The ornamental fish market is described as a worldwide industry, and for an online content creator, that distinction matters enormously. Your YouTube video about freshwater aquarium plants can be watched by someone in Singapore, Germany, or Brazil. Your TikTok showing your fish tank setup can reach people on four continents before noon. The income opportunity is not limited by your geography or your local audience size. If your content answers real questions, it finds real people regardless of where either of you is located.
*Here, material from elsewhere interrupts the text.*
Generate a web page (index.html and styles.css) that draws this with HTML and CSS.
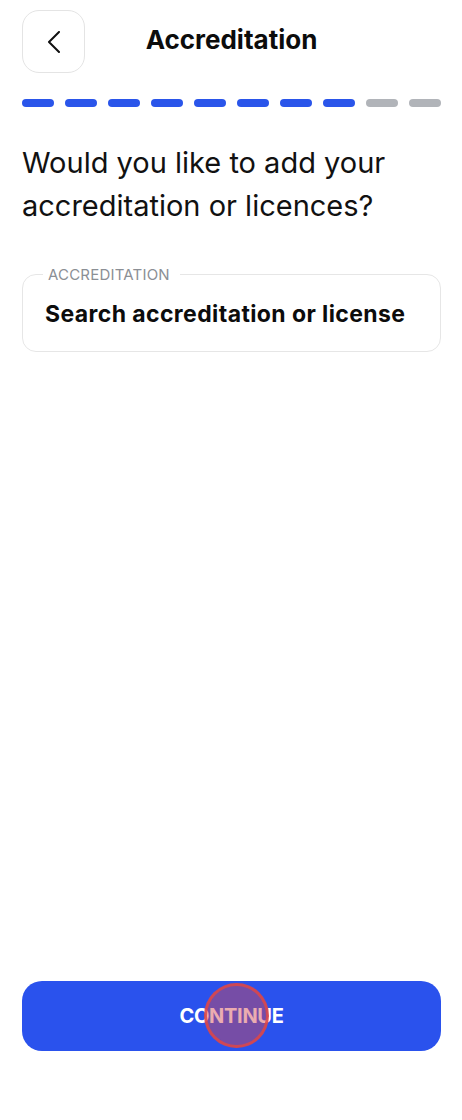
FILE: index.html
```html
<!DOCTYPE html>
<html lang="en">
<head>
    <meta charset="UTF-8">
    <meta name="viewport" content="width=device-width, initial-scale=1.0">
    <title>Accreditation</title>
    <link rel="stylesheet" href="styles.css">
</head>
<body>

<div class="screen">
    <header class="topbar">
        <button class="back-btn" aria-label="Back">
            <svg width="14" height="22" viewBox="0 0 14 22">
                <path d="M12 1 L2 11 L12 21" fill="none" stroke="#111" stroke-width="2" stroke-linecap="round" stroke-linejoin="round"/>
            </svg>
        </button>
        <h1 class="title">Accreditation</h1>
        <div class="spacer"></div>
    </header>

    <div class="progress">
        <span class="step done"></span>
        <span class="step done"></span>
        <span class="step done"></span>
        <span class="step done"></span>
        <span class="step done"></span>
        <span class="step done"></span>
        <span class="step done"></span>
        <span class="step done"></span>
        <span class="step"></span>
        <span class="step"></span>
    </div>

    <h2 class="question">Would you like to add your accreditation or licences?</h2>

    <fieldset class="field">
        <legend>ACCREDITATION</legend>
        <div class="field-value">Search accreditation or license</div>
    </fieldset>

    <div class="filler"></div>

    <div class="footer">
        <button class="continue-btn">CONTINUE</button>
        <span class="touch"></span>
    </div>
</div>

</body>
</html>
```

FILE: styles.css
```css
* {
    box-sizing: border-box;
}

html, body {
    margin: 0;
    padding: 0;
    background-color: #fff;
}

body {
    font-family: "Inter", "Noto Sans", sans-serif;
    color: #111;
}

.screen {
    height: 1120px;
    padding: 10px 21px 0 22px;
    display: flex;
    flex-direction: column;
}

.topbar {
    display: flex;
    align-items: center;
    height: 63px;
}

.back-btn {
    width: 63px;
    height: 63px;
    border: 1.5px solid #e4e4e4;
    border-radius: 17px;
    background-color: #fff;
    display: flex;
    align-items: center;
    justify-content: center;
    padding: 0;
    cursor: pointer;
}

.title {
    flex: 1;
    margin: 0 0 4px 0;
    text-align: center;
    font-size: 26px;
    font-weight: 700;
    color: #0c0c0c;
}

.spacer {
    width: 63px;
}

.progress {
    display: flex;
    gap: 11px;
    margin-top: 26px;
}

.step {
    width: 32px;
    height: 8px;
    border-radius: 4px;
    background-color: #b1b4b9;
}

.step.done {
    background-color: #2a55ea;
}

.question {
    margin: 34px 0 0 0;
    font-size: 29px;
    font-weight: 400;
    line-height: 43px;
    color: #111;
    padding-right: 40px;
}

.field {
    margin: 38px 0 0 0;
    height: 87px;
    padding: 0 20px 0 22px;
    border: 1.5px solid #e6e6e6;
    border-radius: 14px;
    min-inline-size: auto;
}

.field legend {
    padding: 0 10px 0 5px;
    margin-left: -2px;
    font-size: 15px;
    color: #8b8f95;
    letter-spacing: 0.2px;
}

.field-value {
    margin-top: 16px;
    font-size: 23px;
    font-weight: 700;
    letter-spacing: 0.4px;
    color: #0c0c0c;
}

.filler {
    flex: 1;
}

.footer {
    position: relative;
    margin-bottom: 69px;
}

.continue-btn {
    width: 100%;
    height: 70px;
    border: none;
    border-radius: 20px;
    background-color: #2a52ed;
    color: #fff;
    font-family: "Inter", "Noto Sans", sans-serif;
    font-size: 20px;
    font-weight: 700;
    letter-spacing: -0.3px;
    cursor: pointer;
}

.touch {
    position: absolute;
    left: 182px;
    top: 2px;
    width: 65px;
    height: 65px;
    border-radius: 50%;
    border: 3px solid rgba(222, 70, 70, 0.85);
    background-color: rgba(210, 70, 80, 0.45);
}
```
Step 1: Niche Down to One Sub-Topic Inside the Aquarium World

The first step in Alston’s five-step system is deciding how you are going to enter the market. A nearly $6 billion industry has dozens of sub-categories. Trying to cover all of them at once produces content that does not speak clearly to any specific person. You want to pick one sub-niche and go 100 percent into it.

Alston outlines the main directions inside the aquarium space that work for content creators:

  • Saltwater fish keeping: one of the most passionate and high-spending segments of the hobby
  • Freshwater fish keeping: a larger beginner market with strong search volume for entry-level questions
  • Aquascaping: the art of designing planted aquariums, hugely popular on visual platforms like Pinterest and Instagram
  • Rare and exotic fish: a niche inside the niche, with a very dedicated, high-spending audience willing to pay a premium
  • Equipment and technology: reviews and comparisons of filters, lights, pumps, and monitoring systems

Any of these will work. The criteria for choosing is straightforward: pick the one you are most interested in, or the one you have the easiest access to for content creation. The niche itself is not the deciding factor. Consistency is. Picking one and committing to it is what separates creators who build something real from those who try a few videos and move on when results are slow.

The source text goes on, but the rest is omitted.